The `21 cm` radio wave emitted by hydrogen in interstellar space is due to the interaction called the hyperfine interaction in atomic hydrogen. The energy of the emitted wave is nearly

To find the energy of the emitted 21 cm radio wave from hydrogen due to hyperfine interaction, we can use the formula for the energy of a photon, which is given by: \[ E = h \nu \] Where: - \( E \) is the energy, - \( h \) is Planck's constant, approximately \( 6.626 \times 10^{-34} \, \text{J s} \), - \( \nu \) is the frequency of the wave.

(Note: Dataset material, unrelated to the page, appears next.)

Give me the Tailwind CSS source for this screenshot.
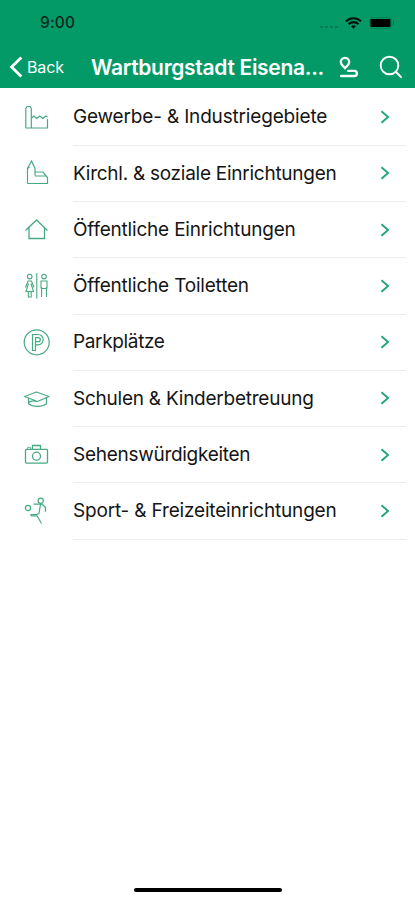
<!DOCTYPE html>
<html lang="de">
<head>
<meta charset="utf-8">
<meta name="viewport" content="width=device-width, initial-scale=1">
<title>Wartburgstadt Eisenach</title>
<script src="https://cdn.jsdelivr.net/npm/@tailwindcss/browser@4"></script>
</head>
<body class="bg-white font-['Inter','Liberation_Sans',sans-serif]">
<div class="flex h-[900px] w-[415px] flex-col overflow-hidden bg-white">
  <header class="h-[88px] shrink-0 bg-[#039a67] text-white">
    <div class="flex h-[46px] items-center pl-10 pr-5 text-[#06291c]">
      <span class="text-[15.5px] font-medium leading-none tracking-[0.15px]">9:00</span>
      <div class="ml-auto flex items-center">
        <svg class="mr-[6px] mt-[7px] h-[4px] w-[19px]" viewBox="0 0 19 4" fill="#087b54"><rect x="0" y="1" width="3" height="2"/><rect x="5" y="1" width="3" height="2"/><rect x="10" y="1" width="3" height="2"/><rect x="15" y="1" width="3" height="2"/></svg>
        <svg class="mr-[7px] h-[12px] w-[17px]" viewBox="0 0 17 12" fill="none" stroke="#04120c" stroke-width="2.2"><path d="M1 4.300C5.200.2 11.800.2 16 4.300M3.500 7.200c2.900-2.800 7.100-2.800 10 0"/><path d="M8.500 11.800 6 9.300c1.400-1.300 3.600-1.300 5 0z" fill="#04120c" stroke="none"/></svg>
        <svg class="h-[12px] w-[26px]" viewBox="0 0 26 12"><rect x=".7" y=".7" width="22" height="10.6" rx="2.500" fill="none" stroke="#067f54"/><rect x="1.500" y="2" width="20" height="8" rx="1" fill="#000"/><path d="M24 4c1.600.8 1.600 3.200 0 4z" fill="#06613f"/></svg>
      </div>
    </div>
    <div class="flex h-[42px] items-center pl-[9px]">
      <svg class="h-[22px] w-[14px] shrink-0" viewBox="0 0 14 22" fill="none" stroke="currentColor" stroke-width="2.800"><path d="M12.300 1.500 2.600 11l9.700 9.500"/></svg>
      <span class="ml-[4px] w-[64px] text-[16px] leading-none tracking-[-0.1px]">Back</span>
      <span class="w-[240px] whitespace-nowrap text-[21px] font-semibold leading-none tracking-[-0.3px]">Wartburgstadt Eisena...</span>
      <svg class="ml-[7px] mt-[2px] h-[24px] w-[22px] shrink-0" viewBox="0 0 22 24" fill="none" stroke="currentColor" stroke-width="2.300" stroke-linecap="round" stroke-linejoin="round"><path d="M7 12.300C5.600 10.500 2.800 8.600 2.800 6a4.200 4.200 0 0 1 8.400 0c0 2.600-2.800 4.500-4.200 6.300z"/><path d="M10 14.800h6.300a2.600 2.600 0 0 1 0 5.200H3"/></svg>
      <svg class="ml-[19px] h-[24px] w-[24px] shrink-0" viewBox="0 0 24 24" fill="none" stroke="currentColor" stroke-width="1.900" stroke-linecap="round"><circle cx="10.500" cy="10.500" r="8.800"/><path d="m17 17 5 5"/></svg>
    </div>
  </header>

  <main class="flex flex-col pt-[1.500px] text-[19px] tracking-[-0.200px] text-[#151515]">
    <div class="flex h-[56.250px] items-center pl-[23px] pr-[9px]">
      <svg class="h-7 w-7 shrink-0" viewBox="0 0 28 28" fill="none" stroke="#48aa82" stroke-width="1.200"><path d="M2.800 24V4.500L4 2.500h3L8.300 4.500V24M8.300 14.500l2.500-2.500 3 2.500 3-2.500 3 2.500 3-2.500 1.700 1M24.500 15v9H2.500M8.300 14v3"/></svg>
      <div class="ml-[22px] flex h-full grow items-center border-b border-[#ededed]"><span class="whitespace-nowrap pt-px tracking-[-0.170px]">Gewerbe- &amp; Industriegebiete</span><svg class="ml-auto mr-[15px] h-[14px] w-[12px]" viewBox="0 0 12 14" fill="none" stroke="#22a676" stroke-width="1.900"><path d="m2.500 1.200 6.500 5.800-6.500 5.800"/></svg></div>
    </div>
    <div class="flex h-[56.250px] items-center pl-[23px] pr-[9px]">
      <svg class="h-7 w-7 shrink-0" viewBox="0 0 28 28" fill="none" stroke="#48aa82" stroke-width="1.200"><path d="M4.500 23.500V8.500L8.500 1l3.500 7.500v7M4.500 8.500 6.500 7M12 12h8l4.500 5.500v6h-20M12 16h11"/></svg>
      <div class="ml-[22px] flex h-full grow items-center border-b border-[#ededed]"><span class="whitespace-nowrap pt-px tracking-[-0.260px]">Kirchl. &amp; soziale Einrichtungen</span><svg class="ml-auto mr-[15px] h-[14px] w-[12px]" viewBox="0 0 12 14" fill="none" stroke="#22a676" stroke-width="1.900"><path d="m2.500 1.200 6.500 5.800-6.500 5.800"/></svg></div>
    </div>
    <div class="flex h-[56.250px] items-center pl-[23px] pr-[9px]">
      <svg class="h-7 w-7 shrink-0" viewBox="0 0 28 28" fill="none" stroke="#48aa82" stroke-width="1.300"><path d="M2.500 14.500 13.500 4l11 10.500M6 11.500v11h15.500v-11"/></svg>
      <div class="ml-[22px] flex h-full grow items-center border-b border-[#ededed]"><span class="whitespace-nowrap pt-px">Öffentliche Einrichtungen</span><svg class="ml-auto mr-[15px] h-[14px] w-[12px]" viewBox="0 0 12 14" fill="none" stroke="#22a676" stroke-width="1.900"><path d="m2.500 1.200 6.500 5.800-6.500 5.800"/></svg></div>
    </div>
    <div class="flex h-[56.250px] items-center pl-[23px] pr-[9px]">
      <svg class="h-7 w-7 shrink-0" viewBox="0 0 28 28" fill="none" stroke="#48aa82" stroke-width="1.100"><circle cx="6.700" cy="4.600" r="2.300"/><path d="M2.500 15.500 5 9h3.500l2.500 6.500M5.500 11.500l-2.500 8h7.500l-2.500-8M5.300 19.500V25h2.900v-5.500"/><path d="M13.800 1v25.500"/><circle cx="21" cy="4.600" r="2.300"/><path d="M18 16.500V9h6v7.500M18.600 15v10M23.500 15v10M21 17v0M18.600 16.500h4.900"/></svg>
      <div class="ml-[22px] flex h-full grow items-center border-b border-[#ededed]"><span class="whitespace-nowrap pt-px">Öffentliche Toiletten</span><svg class="ml-auto mr-[15px] h-[14px] w-[12px]" viewBox="0 0 12 14" fill="none" stroke="#22a676" stroke-width="1.900"><path d="m2.500 1.200 6.500 5.800-6.500 5.800"/></svg></div>
    </div>
    <div class="flex h-[56.250px] items-center pl-[23px] pr-[9px]">
      <svg class="h-7 w-7 shrink-0" viewBox="0 0 28 28" fill="none" stroke="#48aa82" stroke-width="1.200"><circle cx="13.700" cy="13.300" r="12.500"/><path d="M9.500 21.500V5.500h5.500a5.200 5.200 0 0 1 0 10.400H12.500v5.600zM12.500 16V8.700h2.800a2 2 0 0 1 0 4h-2.800"/></svg>
      <div class="ml-[22px] flex h-full grow items-center border-b border-[#ededed]"><span class="whitespace-nowrap pt-px tracking-[-0.350px]">Parkplätze</span><svg class="ml-auto mr-[15px] h-[14px] w-[12px]" viewBox="0 0 12 14" fill="none" stroke="#22a676" stroke-width="1.900"><path d="m2.500 1.200 6.500 5.800-6.500 5.800"/></svg></div>
    </div>
    <div class="flex h-[56.250px] items-center pl-[23px] pr-[9px]">
      <svg class="h-7 w-7 shrink-0" viewBox="0 0 28 28" fill="none" stroke="#48aa82" stroke-width="1.200" stroke-linejoin="round"><path d="m1.500 11.500 12-4.500 12.500 4.500-11.500 5zM5.500 13.500v5.300c4.500 3.500 13.500 3.500 18 0v-6M5.500 18.800c0-3.500 5-3 9-2.300"/></svg>
      <div class="ml-[22px] flex h-full grow items-center border-b border-[#ededed]"><span class="whitespace-nowrap pt-px tracking-[-0.240px]">Schulen &amp; Kinderbetreuung</span><svg class="ml-auto mr-[15px] h-[14px] w-[12px]" viewBox="0 0 12 14" fill="none" stroke="#22a676" stroke-width="1.900"><path d="m2.500 1.200 6.500 5.800-6.500 5.800"/></svg></div>
    </div>
    <div class="flex h-[56.250px] items-center pl-[23px] pr-[9px]">
      <svg class="h-7 w-7 shrink-0" viewBox="0 0 28 28" fill="none" stroke="#48aa82" stroke-width="1.300"><rect x="2.500" y="8.300" width="22" height="13.800" rx="1"/><path d="M9.500 8.300V4.500h8v3.800"/><path d="M4.500 8V6.300h3V8" stroke-width=".8"/><circle cx="13.500" cy="15.200" r="4"/></svg>
      <div class="ml-[22px] flex h-full grow items-center border-b border-[#ededed]"><span class="whitespace-nowrap pt-px tracking-[-0.280px]">Sehenswürdigkeiten</span><svg class="ml-auto mr-[15px] h-[14px] w-[12px]" viewBox="0 0 12 14" fill="none" stroke="#22a676" stroke-width="1.900"><path d="m2.500 1.200 6.500 5.800-6.500 5.800"/></svg></div>
    </div>
    <div class="flex h-[56.250px] items-center pl-[23px] pr-[9px]">
      <svg class="h-7 w-7 shrink-0" viewBox="0 0 28 28" fill="none" stroke="#48aa82" stroke-width="1.200"><circle cx="17.700" cy="3.700" r="2.600"/><circle cx="5" cy="11" r="2.600"/><path d="M10.500 7.200h8.700l3.200 3v4.500M17.500 7.500l-1.500 8.700-2.500 1.600M7.500 17.500l1 1.300h5.500l4.500 7.700M7.500 17.500h6"/></svg>
      <div class="ml-[22px] flex h-full grow items-center border-b border-[#ededed]"><span class="whitespace-nowrap pt-px tracking-[-0.180px]">Sport- &amp; Freizeiteinrichtungen</span><svg class="ml-auto mr-[15px] h-[14px] w-[12px]" viewBox="0 0 12 14" fill="none" stroke="#22a676" stroke-width="1.900"><path d="m2.500 1.200 6.500 5.800-6.500 5.800"/></svg></div>
    </div>
  </main>

  <div class="mt-auto mb-[8px] ml-[134px] h-[4.500px] w-[148px] rounded-full bg-black"></div>
</div>
</body>
</html>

We can also express frequency in terms of wavelength (\( \lambda \)) using the relationship: \[ \nu = \frac{c}{\lambda} \] Where: - \( c \) is the speed of light, approximately \( 3 \times 10^8 \, \text{m/s} \), - \( \lambda \) is the wavelength. Given that the wavelength of the emitted wave is \( 21 \, \text{cm} \), we first convert this into meters: \[ \lambda = 21 \, \text{cm} = 21 \times 10^{-2} \, \text{m} \] Now we can substitute this value into the frequency equation: \[ \nu = \frac{c}{\lambda} = \frac{3 \times 10^8 \, \text{m/s}}{21 \times 10^{-2} \, \text{m}} \] Calculating \( \nu \): \[ \nu = \frac{3 \times 10^8}{0.21} \approx 1.42857 \times 10^{9} \, \text{Hz} \] Now we can substitute the frequency back into the energy equation: \[ E = h \nu = (6.626 \times 10^{-34} \, \text{J s}) \times (1.42857 \times 10^{9} \, \text{Hz}) \] Calculating \( E \): \[ E \approx 9.466 \times 10^{-25} \, \text{J} \] Rounding this value gives us approximately: \[ E \approx 1 \times 10^{-24} \, \text{J} \] Thus, the energy of the emitted wave is nearly \( 1 \times 10^{-24} \, \text{J} \). ### Final Answer: The energy of the emitted wave is nearly \( 1 \times 10^{-24} \, \text{J} \).